Rafael Balago, FOLHAPRESS
Na noite desta quarta (23), a ONU realizou uma reunião de emergência do Conselho de Segurança para debater a crise entre Rússia e Ucrânia. O encontro começou perto de 21h40 em Nova York (23h40 em Brasília), e terminou sem que medidas fossem adotadas -o que de resto era previsível.
O primeiro discurso foi de António Guterres, secretário-geral da ONU. Ele fez um apelo claro ao presidente russo Vladimir Putin: "Se uma operação está sendo preparada, eu só tenho uma coisa a dizer, do fundo do meu coração: impeça suas tropas de atacar a Ucrânia. Dê uma chance a paz. Muitas pessoas já morreram".
A operação estava prestes a estourar. Poucos minutos após a fala de Guterres, Putin anunciou em discurso na TV estatal russa uma operação militar em território ucraniano.
A reunião na ONU, no entanto, prosseguiu no mesmo tom por mais de uma hora. Os representantes dos integrantes do Conselho de Segurança seguiram lendo seus discursos em que pediam, de modo geral, para resolver a questão por modos diplomáticos, apesar dos alertas da gravidade da situação.
Linda Thomas-Greenfield, representante dos EUA, fez um dos discursos mais incisivos. "Estamos aqui nesta noite porque acreditamos que uma invasão de escala completa da Ucrânia pela Rússia é iminente. Nesta noite, vimos a Rússia fechar o espaço aéreo, mover tropas para o Donbass e mover forças para posições de combate".
O embaixador Ronaldo da Costa Filho falou em nome do Brasil. "Os relatos sobre a movimentação de tropas em certas áreas da Ucrânia geram grande preocupação. A ameaça ou o uso de força contra a integridade territorial, soberania e independência política de um estado-membro da ONU é inaceitável", disse.

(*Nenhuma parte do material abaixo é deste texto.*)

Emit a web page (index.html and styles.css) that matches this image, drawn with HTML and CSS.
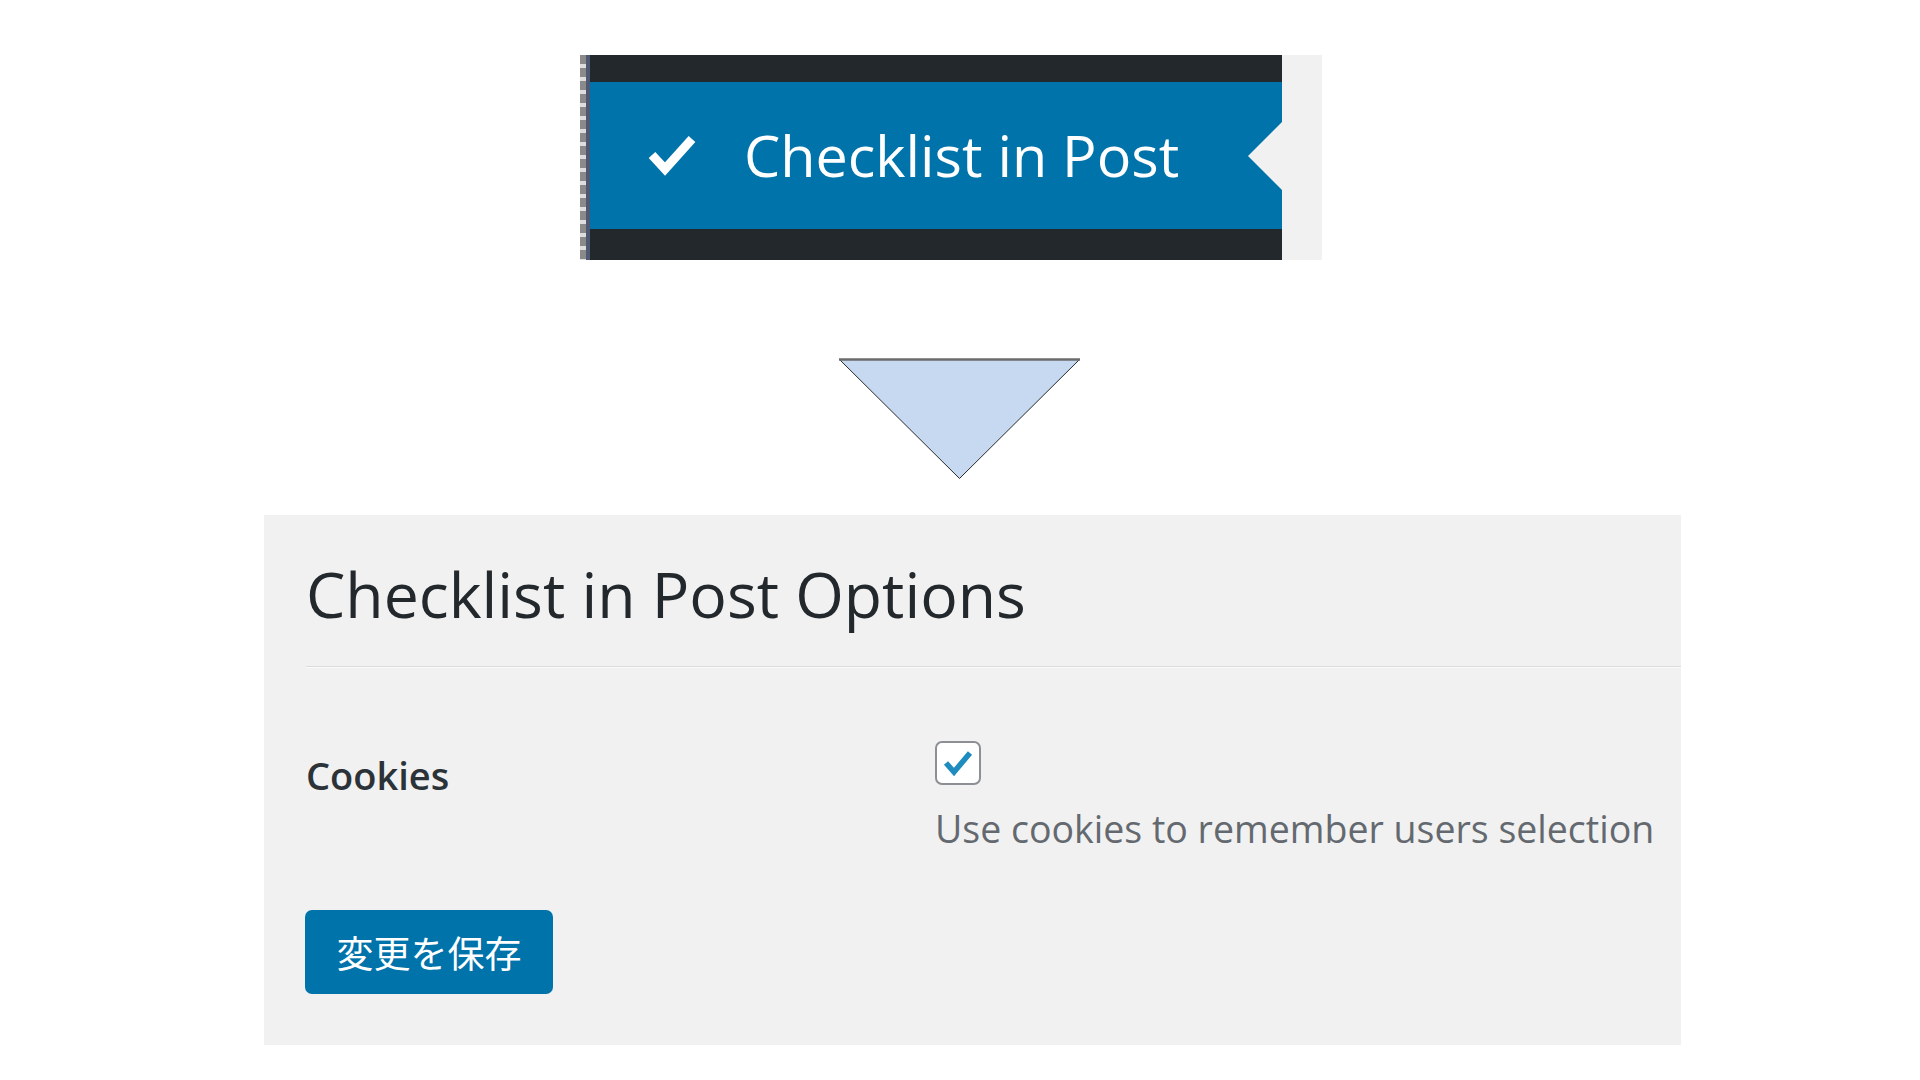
FILE: index.html
```html
<!DOCTYPE html>
<html lang="ja">
<head>
<meta charset="utf-8">
<title>Checklist in Post Options</title>
<link rel="stylesheet" href="styles.css">
</head>
<body>
  <div class="menu-shot">
    <div class="menu-edge"></div>
    <div class="menu">
      <div class="menu-dark menu-dark-top"></div>
      <div class="menu-item">
        <svg class="menu-check" width="50" height="42" viewBox="0 0 50 42" aria-hidden="true">
          <polyline points="5,21 18,35 45,5" fill="none" stroke="#fff" stroke-width="9" stroke-linejoin="miter" stroke-linecap="butt"/>
        </svg>
        <span class="menu-label">Checklist in Post</span>
        <span class="menu-notch"></span>
      </div>
      <div class="menu-dark menu-dark-bottom"></div>
    </div>
    <div class="menu-gutter"></div>
  </div>

  <svg class="arrow" width="243" height="122" viewBox="0 0 243 122" aria-hidden="true">
    <polygon points="1.5,1.5 241.5,1.5 121.5,120.5" fill="#c6d9f1" stroke="#2b2b2b" stroke-width="1"/>
    <line x1="1" y1="1.5" x2="242" y2="1.5" stroke="#6b6b6b" stroke-width="2.5"/>
  </svg>

  <section class="panel">
    <h1 class="panel-title">Checklist in Post Options</h1>
    <hr class="panel-rule">
    <div class="option-row">
      <div class="option-label">Cookies</div>
      <div class="option-field">
        <span class="checkbox">
          <svg width="30" height="26" viewBox="0 0 30 26" aria-hidden="true">
            <path d="M3 13 L11 22 L27 3" fill="none" stroke="#1e8cbe" stroke-width="5.5" stroke-linejoin="miter"/>
          </svg>
        </span>
        <p class="option-desc">Use cookies to remember users selection</p>
      </div>
    </div>
    <button class="save-btn" type="button">変更を保存</button>
  </section>
</body>
</html>
```
FILE: styles.css
```css
html, body {
  margin: 0;
  padding: 0;
  background: #ffffff;
}
body {
  width: 1920px;
  height: 1080px;
  overflow: hidden;
  font-family: "Open Sans", "Noto Sans", "Noto Sans CJK JP", sans-serif;
}

/* ---------- top menu screenshot ---------- */
.menu-shot {
  display: flex;
  margin: 55px 0 0 580px;
  width: 742px;
  height: 205px;
}
.menu-edge {
  width: 6px;
  background: repeating-linear-gradient(to bottom, #8a8a8a 0, #8a8a8a 9px, #dedede 9px, #dedede 13px);
  border-right: 4px solid #4f5873;
}
.menu {
  width: 692px;
  display: flex;
  flex-direction: column;
  box-shadow: 1px 0 0 #555;
}
.menu-dark {
  background: #23282d;
}
.menu-dark-top { height: 27px; }
.menu-dark-bottom { height: 31px; }
.menu-item {
  position: relative;
  height: 147px;
  background: #0073aa;
  display: flex;
  align-items: center;
  padding-left: 57px;
}
.menu-check {
  display: block;
  flex: none;
  margin-top: -2px;
}
.menu-label {
  margin-left: 47px;
  color: #ffffff;
  font-size: 57.5px;
  line-height: 1;
}
.menu-notch {
  position: absolute;
  right: 0;
  top: 40px;
  width: 0;
  height: 0;
  border-top: 34px solid transparent;
  border-bottom: 34px solid transparent;
  border-right: 34px solid #f1f1f1;
}
.menu-gutter {
  width: 40px;
  background: #f1f1f1;
}

/* ---------- arrow ---------- */
.arrow {
  display: block;
  margin: 98px 0 0 838px;
}

/* ---------- options panel ---------- */
.panel {
  margin: 35px 0 0 264px;
  width: 1417px;
  height: 530px;
  box-sizing: border-box;
  background: #f1f1f1;
  padding: 48px 0 0 42px;
}
.panel-title {
  margin: 0;
  font-weight: 400;
  font-size: 62.5px;
  line-height: 1;
  color: #23282d;
}
.panel-rule {
  margin: 40px 0 0 0;
  border: 0;
  border-top: 1px solid #dcdcdc;
  border-bottom: 1px solid #fafafa;
  height: 0;
}
.option-row {
  display: grid;
  grid-template-columns: 629px 1fr;
  margin-top: 73px;
}
.option-label {
  padding-top: 15px;
  font-size: 38px;
  font-weight: 600;
  line-height: 1;
  color: #2c3338;
}
.option-field {
  display: flex;
  flex-direction: column;
  align-items: flex-start;
}
.checkbox {
  box-sizing: border-box;
  width: 46px;
  height: 44px;
  border: 2px solid #8c8f94;
  border-radius: 7px;
  background: #ffffff;
  display: flex;
  align-items: center;
  justify-content: center;
}
.checkbox svg {
  display: block;
}
.option-desc {
  margin: 25px 0 0 0;
  font-size: 37.5px;
  line-height: 1;
  color: #646970;
}
.save-btn {
  display: flex;
  align-items: center;
  justify-content: center;
  margin-top: 63px;
  margin-left: -1px;
  width: 248px;
  height: 84px;
  padding: 0;
  border: 0;
  border-radius: 7px;
  background: #0073aa;
  color: #ffffff;
  font-family: "Noto Sans CJK JP", "Noto Sans", sans-serif;
  font-size: 37px;
  line-height: 1;
}
```
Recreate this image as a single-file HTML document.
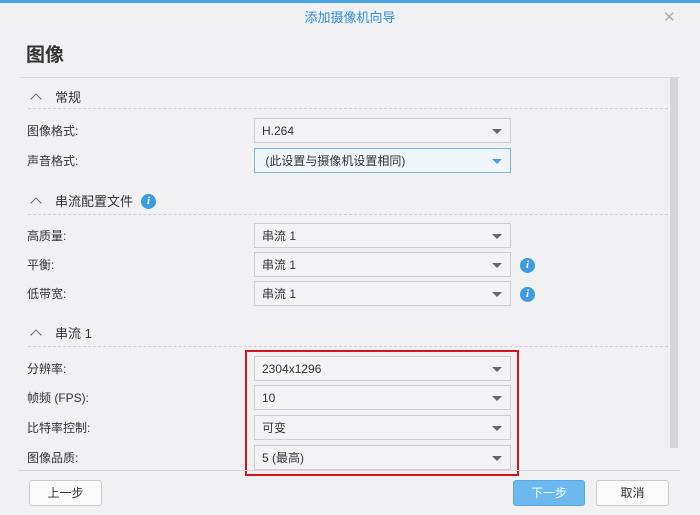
<!DOCTYPE html>
<html><head><meta charset="utf-8"><style>
*{box-sizing:border-box;margin:0;padding:0}
body{width:700px;height:515px;background:#f1f1f3;font-family:"Liberation Sans","Noto Sans CJK SC",sans-serif;position:relative;overflow:hidden;color:#333;line-height:1.2}
.a{position:absolute}
.topbar{left:0;top:0;width:700px;height:3px;background:#4aa3df}
.title{left:0;width:700px;top:10px;text-align:center;color:#2e8fd8;font-size:13px}
.close{left:663px;top:9px;color:#b0b0b0;font-size:15px}
.h{left:26px;top:45px;font-size:19px;font-weight:bold;color:#333}
.line{left:20px;width:660px;height:1px;background:#d8d8dc}
.dash{left:28px;width:640px;border-top:1px dashed #d0d0d4;height:0}
.sec{left:32px;font-size:13px;color:#333}
.chev{position:absolute;left:0;top:5px;width:8px;height:8px;border-left:1.5px solid #666;border-top:1.5px solid #666;transform:rotate(45deg)}
.sec span{padding-left:23px}
.lab{left:27px;font-size:12px;color:#333}
.sel{left:254px;width:257px;height:25px;border:1px solid #cfcfd3;background:#f3f3f5;font-size:12px;padding:5px 0 0 7px;color:#333}
.sel:after{content:"";position:absolute;right:8px;top:10px;border-left:5px solid transparent;border-right:5px solid transparent;border-top:5px solid #666}
.sel.blue{border-color:#7db7e0;background:#f0f5fa}
.sel.blue:after{border-top-color:#4a9ee0}
.info{width:15px;height:15px;border-radius:50%;background:#3d9be0;color:#fff;font:italic bold 11px "Liberation Serif",serif;text-align:center;line-height:15px}
.scroll{left:670px;top:78px;width:8px;height:370px;background:#d6d6da}
.red{left:245px;top:350px;width:274px;height:126px;border:2px solid #d4161c}
.btn{height:26px;border:1px solid #ccc;background:#fafafa;border-radius:3px;font-size:12px;text-align:center;line-height:24px;color:#333}
</style></head><body>
<div class="a topbar"></div>
<div class="a title">添加摄像机向导</div>
<div class="a close">✕</div>
<div class="a h">图像</div>
<div class="a line" style="top:77px"></div>
<div class="a scroll"></div>

<div class="a sec" style="top:90px"><i class="chev"></i><span>常规</span></div>
<div class="a dash" style="top:108px"></div>
<div class="a lab" style="top:124px">图像格式:</div>
<div class="a sel" style="top:118px">H.264</div>
<div class="a lab" style="top:154px">声音格式:</div>
<div class="a sel blue" style="top:148px">&nbsp;(此设置与摄像机设置相同)</div>

<div class="a sec" style="top:194px"><i class="chev"></i><span>串流配置文件</span></div>
<div class="a info" style="left:141px;top:194px">i</div>
<div class="a dash" style="top:214px"></div>
<div class="a lab" style="top:229px">高质量:</div>
<div class="a sel" style="top:223px">串流 1</div>
<div class="a lab" style="top:258px">平衡:</div>
<div class="a sel" style="top:252px">串流 1</div>
<div class="a info" style="left:520px;top:258px">i</div>
<div class="a lab" style="top:287px">低带宽:</div>
<div class="a sel" style="top:281px">串流 1</div>
<div class="a info" style="left:520px;top:287px">i</div>

<div class="a sec" style="top:326px"><i class="chev"></i><span>串流 1</span></div>
<div class="a dash" style="top:346px"></div>
<div class="a lab" style="top:362px">分辨率:</div>
<div class="a sel" style="top:356px">2304x1296</div>
<div class="a lab" style="top:391px">帧频 (FPS):</div>
<div class="a sel" style="top:385px">10</div>
<div class="a lab" style="top:421px">比特率控制:</div>
<div class="a sel" style="top:415px">可变</div>
<div class="a lab" style="top:451px">图像品质:</div>
<div class="a sel" style="top:445px">5 (最高)</div>
<div class="a red"></div>
<div class="a line" style="top:470px;left:18px;width:662px"></div>

<div class="a btn" style="left:29px;top:480px;width:73px">上一步</div>
<div class="a btn" style="left:513px;top:480px;width:72px;background:#6cb9ef;border-color:#5aa9e2;color:#fff">下一步</div>
<div class="a btn" style="left:596px;top:480px;width:73px">取消</div>
</body></html>
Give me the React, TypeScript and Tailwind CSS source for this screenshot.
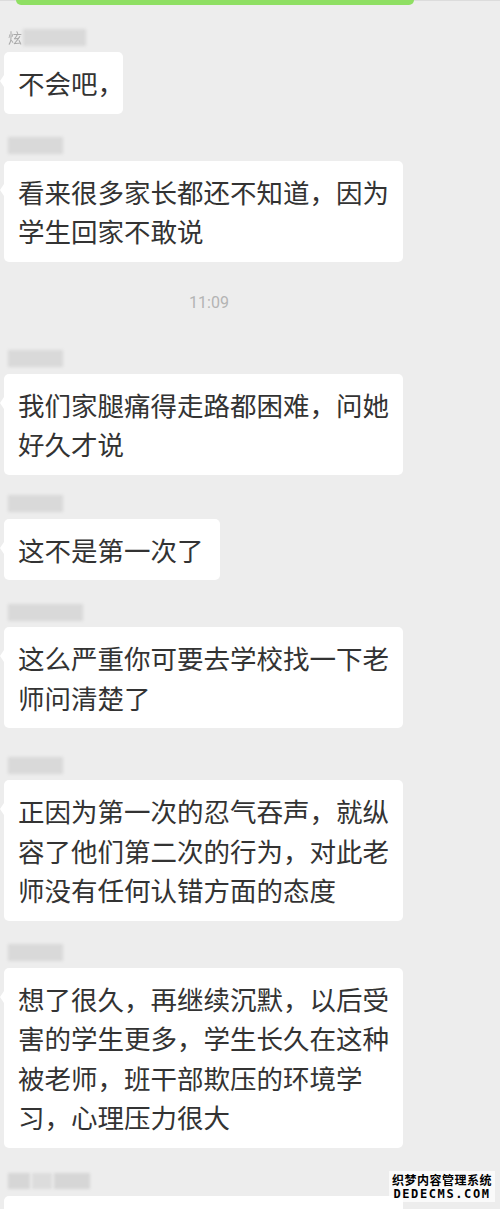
type Msg = {
  nameTop: number;
  nameW: number;
  lead?: string;
  text: string;
  short?: string;
};

const messages: Msg[] = [
  { nameTop: 23, nameW: 63, lead: "炫", text: "不会吧，", short: "w-[119px]" },
  { nameTop: 23, nameW: 55, text: "看来很多家长都还不知道，因为学生回家不敢说" },
];

const messages2: Msg[] = [
  { nameTop: 37, nameW: 55, text: "我们家腿痛得走路都困难，问她好久才说" },
  { nameTop: 20, nameW: 55, text: "这不是第一次了", short: "w-[216px]" },
  { nameTop: 23, nameW: 75, text: "这么严重你可要去学校找一下老师问清楚了" },
  { nameTop: 28, nameW: 55, text: "正因为第一次的忍气吞声，就纵容了他们第二次的行为，对此老师没有任何认错方面的态度" },
  { nameTop: 23, nameW: 55, text: "想了很久，再继续沉默，以后受害的学生更多，学生长久在这种被老师，班干部欺压的环境学习，心理压力很大" },
];

function Name({ w, lead }: { w: number; lead?: string }) {
  return (
    <div className="flex items-center h-[18px] pl-[8px] gap-[1px]">
      {lead && (
        <span className="text-[14px] leading-[18px] text-[#a9a9a9] blur-[0.6px] font-['Noto_Sans_CJK_SC',sans-serif]">
          {lead}
        </span>
      )}
      <div className="h-[17px] bg-[#d9d9d9] blur-[1.5px]" style={{ width: w }} />
    </div>
  );
}

function Bubble({ text, short }: { text: string; short?: string }) {
  const width = short ? `${short} whitespace-nowrap pr-0` : "w-[399px] pr-[10px]";
  return (
    <div className={`relative ml-[4px] mt-[6px] bg-white rounded-[5px] pl-[14px] py-[11px] text-[26.5px] leading-[39.5px] text-[#333333] ${width}`}>
      <span className="absolute left-[-4px] top-[23px] w-0 h-0 border-y-[6px] border-y-transparent border-r-[4px] border-r-white" />
      {text}
    </div>
  );
}

function Message({ m }: { m: Msg }) {
  return (
    <div style={{ marginTop: m.nameTop }}>
      <Name w={m.nameW} lead={m.lead} />
      <Bubble text={m.text} short={m.short} />
    </div>
  );
}

export default function App() {
  return (
    <div className="relative w-[500px] h-[1209px] overflow-hidden bg-[#ededed] font-['Noto_Sans_CJK_SC','Noto_Sans',sans-serif]">
      <div className="h-px bg-[#dcdcdc]" />
      <div className="ml-[16px] -mt-px w-[398px] h-[5px] bg-[#8fdf63] rounded-b-[5px]" />

      {messages.map((m, i) => (
        <Message key={i} m={m} />
      ))}

      <div className="w-[418px] mt-[31px] h-[20px] text-center text-[16px] leading-[20px] text-[#b4b4b4] font-['Roboto',sans-serif]">
        11:09
      </div>

      {messages2.map((m, i) => (
        <Message key={i} m={m} />
      ))}

      <div className="mt-[24px]">
        <div className="flex items-center h-[18px] pl-[8px] gap-[2px]">
          <div className="h-[16px] w-[22px] bg-[#d6d6d6] blur-[1.5px]" />
          <div className="h-[16px] w-[20px] bg-[#dcdcdc] blur-[1.5px]" />
          <div className="h-[16px] w-[36px] bg-[#d6d6d6] blur-[1.5px]" />
        </div>
        <div className="ml-[4px] mt-[6px] w-[399px] h-[40px] bg-white rounded-[5px]" />
      </div>

      <div className="absolute left-[389px] top-[1171px] px-[3px] py-[1px] bg-white/70 flex flex-col items-center whitespace-nowrap">
        <span className="text-[12px] leading-[15px] font-bold text-black tracking-[0.5px] font-['Noto_Sans_CJK_SC',sans-serif]">
          织梦内容管理系统
        </span>
        <span className="text-[12px] leading-[14px] font-bold text-black tracking-[1.6px] font-['DejaVu_Sans_Mono',monospace]">
          DEDECMS.COM
        </span>
      </div>
    </div>
  );
}
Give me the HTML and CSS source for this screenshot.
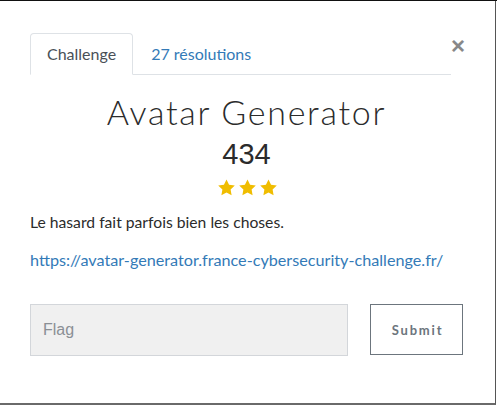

A reunião do CS foi presidida por Vasili Nebenzia, representante da Rússia. A posição de liderança do colegiado é rotativa e muda a cada mês. Segundo o jornal The Guardian, ele comentou aos repórteres: "Estou começando a gostar das reuniões noturnas."
A vez de Nebenzia falar em nome de seu país veio cerca de uma hora após o anúncio de Putin, e a partir daí houve maior tensão. Depois de fazer vários ataques ao governo ucraniano e de dizer que o Ocidente não se importava com o sofrimento dos moradores nas áreas separatistas da Ucrânia, o embaixador russo comentou a fala de Putin.
"O objetivo da operação é proteger as pessoas que, por oito anos, tem sofrido genocídio por parte do governo de Kiev", afirmou.
O representante ucraniano, Serguei Kislitsia, falou em seguida. "Minutos atrás, o embaixador da Rússia confirmou que seu presidente declarou guerra ao meu país. Quando cheguei aqui, uma hora atrás, pretendia pedir ao embaixador russo para confirmar em público que as tropas russas não iriam começar a atirar em ucranianos hoje. Mas isso se tornou inútil. Então agora gostaria de pedir ao embaixador para dizer se esses movimentos das tropas não vão bombardear cidades ucranianas", questionou.
"Isso não se chama guerra. Isso se chama operação militar especial no Donbass", respondeu Nebenzia, sem se alongar. E passou a palavra para a representante alemã.
Reino Unido, França e Alemanha, entre outros, fizeram duras críticas à operação anunciada por Putin. "A decisão ser anunciada no mesmo momento em que o conselho está reunido indica o desdém da Rússia pela lei internacional e pelas Nações Unidas", disse o representante francês, Nicolas de Rivière.
Depois de alguns discursos, o representante ucraniano voltou a pedir a palavra. "Não há purgatório para criminosos de guerra. Eles vão direto ao inferno", disse Kislitsia. A reunião foi encerrada em seguida, por volta das 23h (1h de quinta em Brasília), pois não havia mais pedidos de fala. Não houve anúncio de medidas.
Alguns países, como Reino Unido e Albânia, pediram que o colegiado adote uma resolução sobre o caso, o que abriria caminho para punições à Rússia. No entanto, o país é um dos membros permanentes do Conselho e, como tal, tem poder de veto para barrar resoluções. Assim, é capaz de conter medidas que a prejudiquem. O colegiado pode aplicar sanções internacionais e ordenar o envio de forças de paz, entre outras funções.
Esta foi a segunda reunião de emergência do CS em três dias. Na segunda (21), os representantes também fizeram um encontro noturno, que terminou da mesma forma: sem a adoção de medidas.
Após o fim da reunião, Guterres voltou a se dirigir a Putin, por um tuíte: "Em nome da humanidade, traga suas tropas de volta para a Rússia. Este conflito deve parar agora".